Manabe and Bryan's work in the development of the first global climate models has been selected as one of the Top Ten Breakthroughs to have occurred in NOAA's first 200 years. In honor of his retirement from NOAA / GFDL, a three-day scientific meeting was held in Princeton, New Jersey in March 1998. It was titled "Understanding Climate Change: A Symposium in honor of Syukuro Manabe". The 2005 annual meeting of American Meteorological Society included a special Suki Manabe Symposium.

Manabe is co-winner with climatologist James Hansen of the BBVA Foundation Frontiers of Knowledge Award in the Climate Change category in this ninth edition (2016) of the awards. The two laureates were separately responsible for constructing the first computational models with the power to simulate climate behavior. Decades ago, they correctly predicted how much Earth’s temperature would rise due to increasing atmospheric CO2. The scores of models currently in use to chart climate evolution are heirs to those developed by Manabe and Hansen.

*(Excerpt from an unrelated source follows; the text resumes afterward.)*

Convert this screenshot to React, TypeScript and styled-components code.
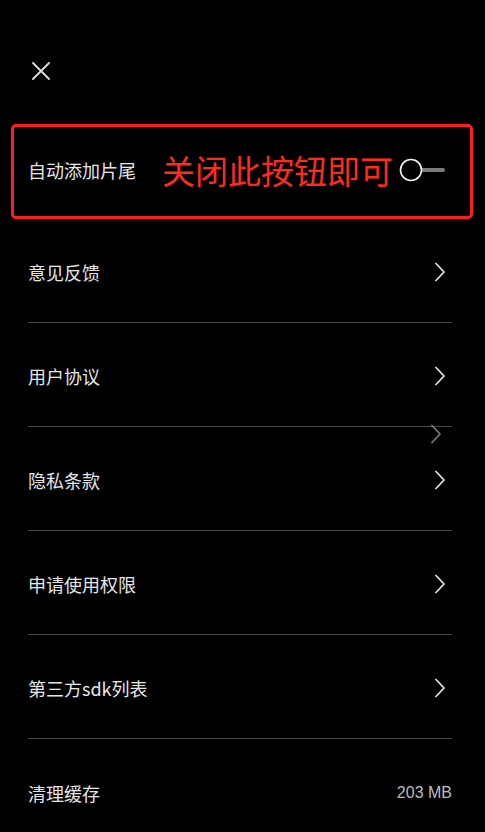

In 2018, Manabe received the Crafoord Prize in Geosciences jointly with Susan Solomon "for fundamental contributions to understanding the role of atmospheric trace gases in Earth’s climate system".

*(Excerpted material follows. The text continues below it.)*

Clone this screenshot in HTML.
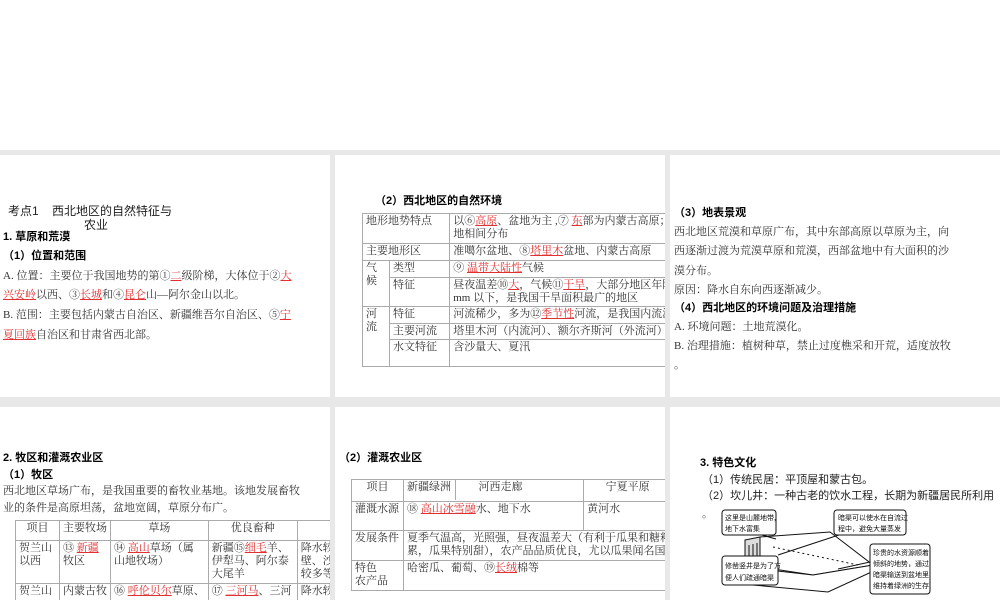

In 2021, Manabe received the Nobel Prize in Physics "for the physical modelling of Earth's climate, quantifying variability and reliably predicting global warming".

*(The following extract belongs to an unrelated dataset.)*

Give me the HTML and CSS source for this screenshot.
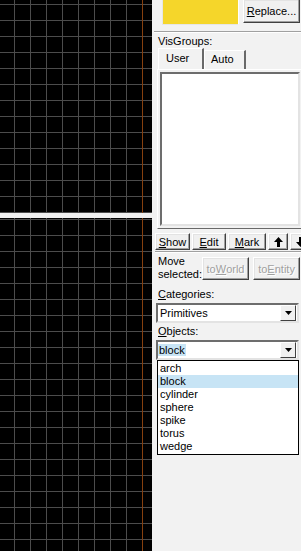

Princeton’s Syukuro Manabe receives Nobel Prize in physics

Princeton University senior meteorologist Syukuro “Suki” Manabe has been awarded the 2021 Nobel Prize in physics “for the physical modeling of Earth’s climate, quantifying variability and reliably predicting global warming.”

“Syukuro Manabe demonstrated how increased levels of carbon dioxide in the atmosphere lead to increased temperatures at the surface of the Earth,” the Royal Swedish Academy of Sciences noted in announcing the award today. “In the 1960s, he led the development of physical models of the Earth’s climate and was the first person to explore the interaction between radiation balance and the vertical transport of air masses. His work laid the foundation for the development of current climate models.”

“Dr. Syukuro Manabe’s marvelous, pathbreaking research defined a new field of scientific inquiry and identified one of the greatest challenges facing our world,” said Princeton University President Christopher L. Eisgruber. “The entire Princeton community joins Dr. Manabe in celebrating this wonderful and well-deserved recognition of his work.”

Manabe is a senior meteorologist in the Program in Atmospheric and Oceanic Sciences. He shares the Nobel Prize for the physical modeling of the climate with Klaus Hasselmann of the Max Planck Institute for Meteorology, Hamburg, Germany. The other half of this year’s physics prize was awarded to Giorgio Parisi of the Sapienza University of Rome, Italy, “for the discovery of the interplay of disorder and fluctuations in physical systems from atomic to planetary scales.” The prize amount is 10 million Swedish kroner, or about $1.14 million.

“When I got the phone call this morning, I was so surprised,” Manabe said. “Usually, the Nobel Prize in physics is awarded to physicists making a fundamental contribution in physics. Yes, my work is based on physics, but it’s applied physics. Geophysics. This is the first time the Nobel Prize has been awarded for the kind of work I have done: the study of climate change.”

“The whole field of climate modeling originates with Suki,” said Gabriel Vecchi, professor of geosciences and the High Meadows Environmental Institute (HMEI) and HMEI director.

“The idea that you can take something so complex as the climate system and code the equations that govern it and put them in a computer and use that to simulate the climate system started with him,” said Vecchi, who is also deputy director of Princeton’s Cooperative Institute for Modeling the Earth System. “He not only illustrated some of the potential consequences of global warming, but gave us a roadmap of how to do climate science.”

“Suki is the producer of the first modern climate model,” said Michael Oppenheimer, the Albert G. Milbank Professor of Geosciences and International Affairs and the High Meadows Environmental Institute. Oppenheimer, Manabe and other Princeton colleagues were recognized by the Nobel Committee in 2007 when the Nobel Peace Prize was awarded to Al Gore and the Intergovernmental Panel on Climate Change (IPCC).

“Without the science of climate modeling that Suki initiated, we might still know that Earth’s greenhouse effect was increasing due to human activity and that Earth was warming,” Oppenheimer said. “But linking those two facts would be more difficult, and projection of the future at any useful level of detail would be impossible.”

Manabe’s work on climate change modeling was the basis for a yearlong installation that was erected in the Paris subway for the 2015 United Nations Climate Change Conference. “I was so honored to see this display,” he said at the time, when he learned about the installation from colleagues attending the conference. “I did these experiments out of pure scientific curiosity. I never realized that it would become a problem of such wide-ranging concern for all of human society.”

He is the co-author with Anthony J. Broccoli of “Beyond Global Warming” (Princeton University Press, 2020).